Leveraged loans share many characteristics with sub-investment-grade corporate debt. Both are favorites of credit investors. In Europe, the two markets are of similar size, with the Morningstar European Leveraged Loan Index have tripled in market value over the past decade. In the US, leveraged loans are now larger in size than high-yield bonds.

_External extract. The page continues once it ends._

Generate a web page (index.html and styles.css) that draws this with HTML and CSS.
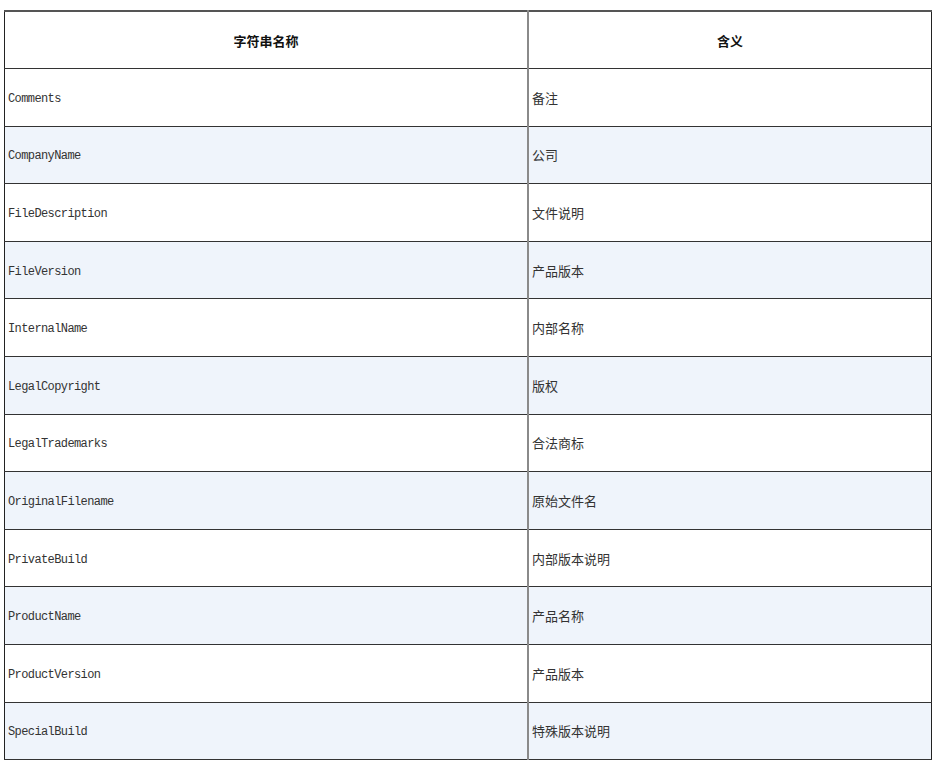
FILE: index.html
```html
<!DOCTYPE html>
<html lang="zh">
<head>
<meta charset="utf-8">
<title>字符串名称</title>
<link rel="stylesheet" href="styles.css">
</head>
<body>
<table class="info">
  <thead>
    <tr><th class="c1">字符串名称</th><th class="c2">含义</th></tr>
  </thead>
  <tbody>
    <tr><td class="name">Comments</td><td class="desc">备注</td></tr>
    <tr class="alt"><td class="name">CompanyName</td><td class="desc">公司</td></tr>
    <tr><td class="name">FileDescription</td><td class="desc">文件说明</td></tr>
    <tr class="alt"><td class="name">FileVersion</td><td class="desc">产品版本</td></tr>
    <tr><td class="name">InternalName</td><td class="desc">内部名称</td></tr>
    <tr class="alt"><td class="name">LegalCopyright</td><td class="desc">版权</td></tr>
    <tr><td class="name">LegalTrademarks</td><td class="desc">合法商标</td></tr>
    <tr class="alt"><td class="name">OriginalFilename</td><td class="desc">原始文件名</td></tr>
    <tr><td class="name">PrivateBuild</td><td class="desc">内部版本说明</td></tr>
    <tr class="alt"><td class="name">ProductName</td><td class="desc">产品名称</td></tr>
    <tr><td class="name">ProductVersion</td><td class="desc">产品版本</td></tr>
    <tr class="alt"><td class="name">SpecialBuild</td><td class="desc">特殊版本说明</td></tr>
  </tbody>
</table>
</body>
</html>
```
FILE: styles.css
```css
html, body {
  margin: 0;
  padding: 0;
  background: #ffffff;
}
body {
  padding: 10px 0 0 4px;
  font-family: "Noto Sans CJK SC", "Noto Sans", sans-serif;
  color: #222;
}
.info {
  border-collapse: collapse;
  width: 928px;
  table-layout: fixed;
  border: 1px solid #222;
  border-top: 2px solid #555;
}
.info th, .info td {
  border-top: 1px solid #333;
  border-bottom: 1px solid #333;
  padding: 0 3px;
  vertical-align: middle;
  text-align: left;
}
.info th {
  height: 56px;
  font-size: 13px;
  font-weight: bold;
  text-align: center;
  color: #111;
}
.info td {
  height: 56.6px;
}
.info .c1 { width: 516px; }
.info th:first-child, .info td:first-child {
  border-right: 2px solid #8a8a8a;
}
.info tr.alt td {
  background: #eff4fb;
}
.info td.name {
  font-family: "Liberation Mono", "DejaVu Sans Mono", monospace;
  font-size: 12px;
  letter-spacing: -0.6px;
  color: #333;
  padding-top: 3px;
  height: 53.6px;
}
.desc {
  font-family: "Noto Sans CJK SC", sans-serif;
  font-size: 13px;
  color: #333;
}
```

There are key differences between the two asset classes, though, which have important implications. Leveraged loans are floating-rate in nature, whereas high-yield bonds typically have fixed-rate coupons, making them more price-sensitive to shifts in the yield curve. So, when central banks started hiking interest rates in 2022 and government-bond yields followed suit, the Morningstar Eurozone High-Yield Bond Index declined nearly 11% on a total-return basis. By contrast, the European Leveraged Loan Index lost 3.5% that year. Meanwhile, leveraged-loan yields surpassed 9% in 2023.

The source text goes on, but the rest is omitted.